In April, Ralph Yarl, a Black 16-year-old, was going to pick up his brothers. He rang a doorbell on Northeast 115th Street, rather than his intended destination of Northeast 115th Terrace. Authorities say Andrew Lester, an 84-year-old white man, fired two bullets through his closed door, injuring Ralph. 

Days later, Kevin Monahan shot and killed Kaylin Gillis when she and her friends got lost and pulled into his driveway. Monahan was booked on a charge of second-degree murder.

And days after that, authorities say 25-year-old Pedro Tello Rodriguez Jr. shot Payton Washington and Heather Roth after one of them accidentally got into the wrong car. He was later booked on charges of deadly conduct.

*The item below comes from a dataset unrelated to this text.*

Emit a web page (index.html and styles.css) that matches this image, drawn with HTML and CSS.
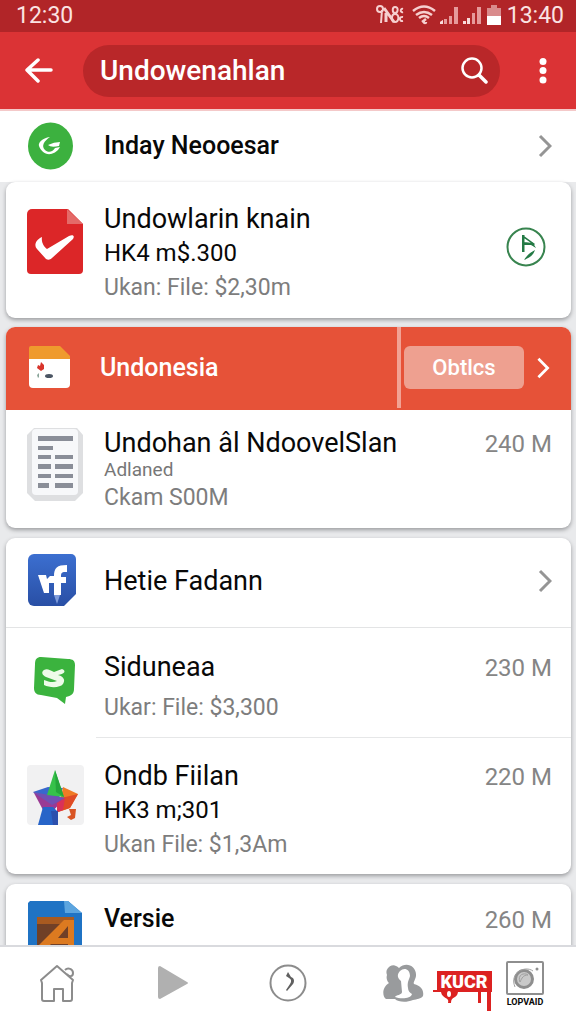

"Stand your ground" laws are believed to contribute to more than 700 additional gun deaths every single year. Analysis of homicide data shows us that in states with such laws, homicides with white shooters and Black victims are five times more likely to be deemed justifiable than homicides with Black shooters and white victims. A U.S. Commission on Civil Rights study found that homicides were ruled justifiable in 45% of cases involving a white shooter, but only in 11% of cases involving a Black shooter.

At trial, lawyers for my son’s killer cited Florida’s "stand your ground" law in their closing arguments. I was terrified that Jordan, like Trayvon Martin before him, would be yet another name on the list of victims whose killers walked free. After more than 30 hours of deliberation, the judge declared a mistrial. As a mother, I knew I had to keep fighting for my child. After a second trial, and a guilty verdict for Jordan’s killer, I made a promise to my son on the steps of the courthouse. I promised him, my family and the American people that I would keep fighting to make a difference in this culture of gun violence. I found the strength to forgive my son’s killer, because while he may have taken my son’s life, he could never take his legacy. This was not, and could never be, the end of Jordan’s story.

As a child who was raised in the heart of the civil rights movement, I learned firsthand what this nation can accomplish when we unite around a common purpose. But as the mother of a young man who was murdered for being Black in America, I know all too well the pain of families whose loved ones were stolen by men with hate in their hearts. Why, then, do we allow the proliferation of laws that make it harder to pursue charges against those who shoot and kill innocent victims?

Laws that give people the right to seek out dangerous situations, to shoot first and ask questions later, do not make our families safer. Laws that make it easier to wield guns around our kids and our families do not help keep our children alive.

Right now in America, millions of gun violence survivors are standing up and saying, "Enough is enough." Law enforcement leaders, people of faith, doctors and nurses, are all saying that we are sick and tired of the death these laws bring. I have not forgotten the promise that I made to my Jordan. The time is now to make a difference. Putting an end to dangerous gun laws is the challenge of our lifetime and the issue of our era. We must succeed.